Extract each line containing the string "with".

▸ Data block:
>>>

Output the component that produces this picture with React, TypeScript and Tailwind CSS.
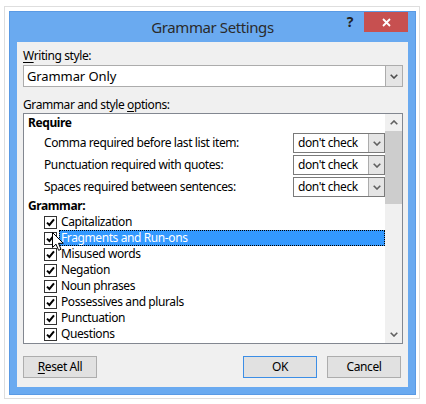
import React from "react";

const ChevDown = ({ color = "#4d4d4d" }: { color?: string }) => (
  <svg width="8" height="5" viewBox="0 0 8 5">
    <path d="M0.7 0.7 L4 4 L7.3 0.7" stroke={color} strokeWidth="1.6" fill="none" />
  </svg>
);

const ChevUp = () => (
  <svg width="8" height="5" viewBox="0 0 8 5">
    <path d="M0.7 4.3 L4 1 L7.3 4.3" stroke="#606060" strokeWidth="1.6" fill="none" />
  </svg>
);

const Check = () => (
  <div className="w-[13px] h-[13px] border border-[#333333] bg-white flex items-center justify-center shrink-0">
    <svg width="9" height="9" viewBox="0 0 9 9">
      <path d="M1 4.6 L3.4 7 L8 1.4" stroke="#000" strokeWidth="2" fill="none" />
    </svg>
  </div>
);

const Dropdown = () => (
  <div className="w-[92px] h-[20px] border border-[#7a7a7a] bg-white flex shrink-0">
    <div className="flex-1 pl-[4px] leading-[18px] whitespace-nowrap overflow-hidden">don't check</div>
    <div className="w-[16px] h-full bg-[#e5e5e5] border-l border-[#acacac] flex items-center justify-center">
      <ChevDown color="#606060" />
    </div>
  </div>
);

const checks = [
  "Capitalization",
  "Fragments and Run-ons",
  "Misused words",
  "Negation",
  "Noun phrases",
  "Possessives and plurals",
  "Punctuation",
  "Questions",
];

export default function App() {
  return (
    <div className="relative w-[426px] h-[404px] bg-white pt-[6px] pl-[4px] font-['Noto_Sans',sans-serif] text-[12px] tracking-[-0.4px] text-black">
      <div className="w-[416px] h-[393px] border border-[#dedede] pt-[4px] pl-[4px]">
        <div className="w-[407px] h-[384px] bg-[#6aaaf0] border border-[#5a9ae4] flex flex-col px-[7px]">
          {/* title bar */}
          <div className="relative h-[30px] flex items-center justify-center">
            <div className="text-[15px] text-[#2b2b2b] mt-[1px]">Grammar Settings</div>
            <div className="absolute right-0 top-0 flex items-start">
              <div className="text-[14px] font-bold text-[#222] mt-[2px] mr-[11px] leading-[16px]">?</div>
              <div className="w-[44px] h-[20px] bg-[#c75050] flex items-center justify-center">
                <svg width="9" height="9" viewBox="0 0 9 9">
                  <path d="M1 1 L8 8 M8 1 L1 8" stroke="#fff" strokeWidth="1.8" />
                </svg>
              </div>
            </div>
          </div>
          {/* client */}
          <div className="h-[345px] bg-[#f0f0f0] pl-[6px] pr-[5px] pt-[6px] flex flex-col">
            <div className="h-[16px] leading-[16px] shrink-0">
              <span className="underline underline-offset-2">W</span>riting style:
            </div>
            <div className="mt-[1px] h-[22px] shrink-0 border border-[#acacac] bg-white flex">
              <div className="flex-1 pl-[3px] leading-[20px] text-[13px] tracking-[-0.1px]">Grammar Only</div>
              <div className="w-[17px] h-full bg-[#e5e5e5] border-l border-[#acacac] flex items-center justify-center">
                <ChevDown />
              </div>
            </div>
            <div className="mt-[10px] h-[16px] leading-[16px] shrink-0">
              Grammar and style <span className="underline underline-offset-2">o</span>ptions:
            </div>
            <div className="h-[231px] shrink-0 border border-[#828790] bg-white flex overflow-hidden">
              <div className="flex-1 flex flex-col overflow-hidden">
                <div className="h-[18px] shrink-0 leading-[18px] pl-[4px] font-bold">Require</div>
                {[
                  "Comma required before last list item:",
                  "Punctuation required with quotes:",
                  "Spaces required between sentences:",
                ].map((t) => (
                  <div key={t} className="h-[22px] shrink-0 flex items-center justify-between pl-[20px]">
                    <span>{t}</span>
                    <Dropdown />
                  </div>
                ))}
                <div className="h-[16px] shrink-0 leading-[16px] pl-[4px] font-bold">Grammar:</div>
                {checks.map((t, i) => (
                  <div key={t} className="h-[16px] shrink-0 flex items-center pl-[20px]">
                    <Check />
                    {i === 1 ? (
                      <div className="ml-[2px] flex-1 h-[16px] bg-[#3399ff] border border-dotted border-black pl-[1px] leading-[14px] text-white">
                        {t}
                      </div>
                    ) : (
                      <div className="ml-[2px] pl-[2px] leading-[16px]">{t}</div>
                    )}
                  </div>
                ))}
                <div className="h-[16px] shrink-0 flex items-center pl-[20px]">
                  <Check />
                </div>
              </div>
              <div className="w-[17px] shrink-0 bg-[#f0f0f0] flex flex-col">
                <div className="h-[17px] flex items-center justify-center">
                  <ChevUp />
                </div>
                <div className="h-[73px] bg-[#cdcdcd]" />
                <div className="flex-1" />
                <div className="h-[17px] flex items-center justify-center">
                  <ChevDown color="#606060" />
                </div>
              </div>
            </div>
            <div className="mt-[12px] flex pr-[2px] shrink-0">
              <div className="w-[74px] h-[22px] bg-[#e1e1e1] border border-[#adadad] flex items-center justify-center">
                <span>
                  <span className="underline underline-offset-2">R</span>eset All
                </span>
              </div>
              <div className="flex-1" />
              <div className="w-[74px] h-[22px] bg-[#e1e1e1] border border-[#3c8ee6] flex items-center justify-center">
                OK
              </div>
              <div className="ml-[10px] w-[74px] h-[22px] bg-[#e1e1e1] border border-[#adadad] flex items-center justify-center">
                Cancel
              </div>
            </div>
          </div>
        </div>
      </div>
      {/* mouse cursor */}
      <svg className="absolute left-[52px] top-[232px]" width="13" height="20" viewBox="0 0 13 20">
        <path
          d="M0.5 0.5 L0.5 15.5 L4 12.2 L6.6 18.3 L9 17.3 L6.5 11.3 L11.3 11.3 Z"
          fill="#fff"
          stroke="#000"
          strokeWidth="1"
          strokeLinejoin="round"
        />
      </svg>
    </div>
  );
}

<<<

▸ Exercise output:
Output the component that produces this picture with React, TypeScript and Tailwind CSS.
                  "Punctuation required with quotes:",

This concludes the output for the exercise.